→ **YOUR TASK**:
Copy out every line exactly, passing over the pictures.

----

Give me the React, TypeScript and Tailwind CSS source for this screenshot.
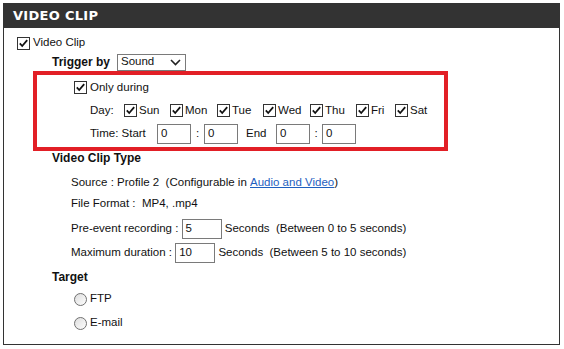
import React from "react";

const Check = () => (
  <svg width="13" height="13" viewBox="0 0 13 13" className="shrink-0">
    <rect x="0.5" y="0.5" width="12" height="12" fill="#fff" stroke="#333" />
    <path d="M2.8 6.4 L5.2 9 L10.2 3.2" fill="none" stroke="#111" strokeWidth="1.8" />
  </svg>
);

const Radio = () => (
  <svg width="13" height="13" viewBox="0 0 13 13" className="shrink-0">
    <defs>
      <linearGradient id="rg" x1="0" y1="0" x2="1" y2="1">
        <stop offset="0" stopColor="#dcdcdc" />
        <stop offset="1" stopColor="#ffffff" />
      </linearGradient>
    </defs>
    <circle cx="6.5" cy="6.5" r="6" fill="url(#rg)" stroke="#707070" />
  </svg>
);

const Box = ({ value, w }: { value: string; w: string }) => (
  <div className={`h-[20px] ${w} border border-[#7a7a7a] bg-white pl-[3px] flex items-center`}>{value}</div>
);

const days = [
  { d: "Sun", w: "w-[46px]" },
  { d: "Mon", w: "w-[47px]" },
  { d: "Tue", w: "w-[46px]" },
  { d: "Wed", w: "w-[47px]" },
  { d: "Thu", w: "w-[46px]" },
  { d: "Fri", w: "w-[39px]" },
  { d: "Sat", w: "w-[40px]" },
];

export default function App() {
  return (
    <div className="w-[564px] h-[349px] bg-white p-[3px] text-[11.5px] text-[#111] font-['Liberation_Sans',Arial,sans-serif]">
      <div className="w-[557px]">
        <div className="h-[25px] bg-[#333333] pl-[10px] flex items-center text-white font-bold text-[13px] tracking-[0.3px] font-['DejaVu_Sans',Verdana,sans-serif]">
          VIDEO CLIP
        </div>
        <div className="h-[317px] border border-t-0 border-[#333] pt-[5px] pl-[13px]">
          <div className="h-5 flex items-center gap-[3px]">
            <Check />
            <span>Video Clip</span>
          </div>
          <div className="h-[18px] flex items-center ml-[35px] gap-[7px]">
            <span className="font-bold text-[12px]">Trigger by</span>
            <div className="h-[17px] w-[69px] border border-[#7a7a7a] flex items-center justify-between pl-[3px] pr-[4px]">
              <span>Sound</span>
              <svg width="11" height="7" viewBox="0 0 11 7">
                <path d="M1 1 L5.5 5.5 L10 1" fill="none" stroke="#222" strokeWidth="1.6" />
              </svg>
            </div>
          </div>
          <div className="ml-[16px] w-[415px] h-[80px] border-4 border-[#e21f26] pt-[1px] pl-[37px]">
            <div className="h-[23px] flex items-center gap-[3px]">
              <Check />
              <span>Only during</span>
            </div>
            <div className="h-[23px] flex items-center ml-[16px]">
              <span className="w-[34px]">Day:</span>
              {days.map((x) => (
                <div key={x.d} className={`${x.w} flex items-center gap-[2px]`}>
                  <Check />
                  <span>{x.d}</span>
                </div>
              ))}
            </div>
            <div className="h-[23px] flex items-center ml-[16px]">
              <span className="w-[67px]">Time: Start</span>
              <Box value="0" w="w-[34px]" />
              <span className="w-[13px] text-center">:</span>
              <Box value="0" w="w-[34px]" />
              <span className="ml-[8px] w-[30px]">End</span>
              <Box value="0" w="w-[34px]" />
              <span className="w-[12px] text-center">:</span>
              <Box value="0" w="w-[34px]" />
            </div>
          </div>
          <div className="ml-[35px]">
            <div className="h-[14px] flex items-center font-bold text-[12px]">Video Clip Type</div>
            <div className="ml-[19px]">
              <div className="h-5 mt-[8px] flex items-center whitespace-pre">
                Source : Profile 2  (Configurable in{" "}
                <span className="text-[#1f5fbf] underline">Audio and Video</span>)
              </div>
              <div className="h-5 mt-[1px] flex items-center whitespace-pre">File Format :  MP4, .mp4</div>
              <div className="h-5 mt-[5px] flex items-center whitespace-pre">
                <span>Pre-event recording : </span>
                <Box value="5" w="w-[40px]" />
                <span> Seconds  (Between 0 to 5 seconds)</span>
              </div>
              <div className="h-5 mt-[4px] flex items-center whitespace-pre">
                <span>Maximum duration : </span>
                <Box value="10" w="w-[40px]" />
                <span> Seconds  (Between 5 to 10 seconds)</span>
              </div>
            </div>
            <div className="h-5 mt-[4px] flex items-center font-bold text-[12px]">Target</div>
            <div className="ml-[22px]">
              <div className="h-5 mt-[2px] flex items-center gap-[3px]">
                <Radio />
                <span>FTP</span>
              </div>
              <div className="h-5 mt-[4px] flex items-center gap-[3px]">
                <Radio />
                <span>E-mail</span>
              </div>
            </div>
          </div>
        </div>
      </div>
    </div>
  );
}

----

→ **TASK ANSWER**:
Give me the React, TypeScript and Tailwind CSS source for this screenshot.
import React from "react";

const Check = () => (
  <svg width="13" height="13" viewBox="0 0 13 13" className="shrink-0">
    <rect x="0.5" y="0.5" width="12" height="12" fill="#fff" stroke="#333" />
    <path d="M2.8 6.4 L5.2 9 L10.2 3.2" fill="none" stroke="#111" strokeWidth="1.8" />
  </svg>
);

const Radio = () => (
  <svg width="13" height="13" viewBox="0 0 13 13" className="shrink-0">
    <defs>
      <linearGradient id="rg" x1="0" y1="0" x2="1" y2="1">
        <stop offset="0" stopColor="#dcdcdc" />
        <stop offset="1" stopColor="#ffffff" />
      </linearGradient>
    </defs>
    <circle cx="6.5" cy="6.5" r="6" fill="url(#rg)" stroke="#707070" />
  </svg>
);

const Box = ({ value, w }: { value: string; w: string }) => (
  <div className={`h-[20px] ${w} border border-[#7a7a7a] bg-white pl-[3px] flex items-center`}>{value}</div>
);

const days = [
  { d: "Sun", w: "w-[46px]" },
  { d: "Mon", w: "w-[47px]" },
  { d: "Tue", w: "w-[46px]" },
  { d: "Wed", w: "w-[47px]" },
  { d: "Thu", w: "w-[46px]" },
  { d: "Fri", w: "w-[39px]" },
  { d: "Sat", w: "w-[40px]" },
];

export default function App() {
  return (
    <div className="w-[564px] h-[349px] bg-white p-[3px] text-[11.5px] text-[#111] font-['Liberation_Sans',Arial,sans-serif]">
      <div className="w-[557px]">
        <div className="h-[25px] bg-[#333333] pl-[10px] flex items-center text-white font-bold text-[13px] tracking-[0.3px] font-['DejaVu_Sans',Verdana,sans-serif]">
          VIDEO CLIP
        </div>
        <div className="h-[317px] border border-t-0 border-[#333] pt-[5px] pl-[13px]">
          <div className="h-5 flex items-center gap-[3px]">
            <Check />
            <span>Video Clip</span>
          </div>
          <div className="h-[18px] flex items-center ml-[35px] gap-[7px]">
            <span className="font-bold text-[12px]">Trigger by</span>
            <div className="h-[17px] w-[69px] border border-[#7a7a7a] flex items-center justify-between pl-[3px] pr-[4px]">
              <span>Sound</span>
              <svg width="11" height="7" viewBox="0 0 11 7">
                <path d="M1 1 L5.5 5.5 L10 1" fill="none" stroke="#222" strokeWidth="1.6" />
              </svg>
            </div>
          </div>
          <div className="ml-[16px] w-[415px] h-[80px] border-4 border-[#e21f26] pt-[1px] pl-[37px]">
            <div className="h-[23px] flex items-center gap-[3px]">
              <Check />
              <span>Only during</span>
            </div>
            <div className="h-[23px] flex items-center ml-[16px]">
              <span className="w-[34px]">Day:</span>
              {days.map((x) => (
                <div key={x.d} className={`${x.w} flex items-center gap-[2px]`}>
                  <Check />
                  <span>{x.d}</span>
                </div>
              ))}
            </div>
            <div className="h-[23px] flex items-center ml-[16px]">
              <span className="w-[67px]">Time: Start</span>
              <Box value="0" w="w-[34px]" />
              <span className="w-[13px] text-center">:</span>
              <Box value="0" w="w-[34px]" />
              <span className="ml-[8px] w-[30px]">End</span>
              <Box value="0" w="w-[34px]" />
              <span className="w-[12px] text-center">:</span>
              <Box value="0" w="w-[34px]" />
            </div>
          </div>
          <div className="ml-[35px]">
            <div className="h-[14px] flex items-center font-bold text-[12px]">Video Clip Type</div>
            <div className="ml-[19px]">
              <div className="h-5 mt-[8px] flex items-center whitespace-pre">
                Source : Profile 2  (Configurable in{" "}
                <span className="text-[#1f5fbf] underline">Audio and Video</span>)
              </div>
              <div className="h-5 mt-[1px] flex items-center whitespace-pre">File Format :  MP4, .mp4</div>
              <div className="h-5 mt-[5px] flex items-center whitespace-pre">
                <span>Pre-event recording : </span>
                <Box value="5" w="w-[40px]" />
                <span> Seconds  (Between 0 to 5 seconds)</span>
              </div>
              <div className="h-5 mt-[4px] flex items-center whitespace-pre">
                <span>Maximum duration : </span>
                <Box value="10" w="w-[40px]" />
                <span> Seconds  (Between 5 to 10 seconds)</span>
              </div>
            </div>
            <div className="h-5 mt-[4px] flex items-center font-bold text-[12px]">Target</div>
            <div className="ml-[22px]">
              <div className="h-5 mt-[2px] flex items-center gap-[3px]">
                <Radio />
                <span>FTP</span>
              </div>
              <div className="h-5 mt-[4px] flex items-center gap-[3px]">
                <Radio />
                <span>E-mail</span>
              </div>
            </div>
          </div>
        </div>
      </div>
    </div>
  );
}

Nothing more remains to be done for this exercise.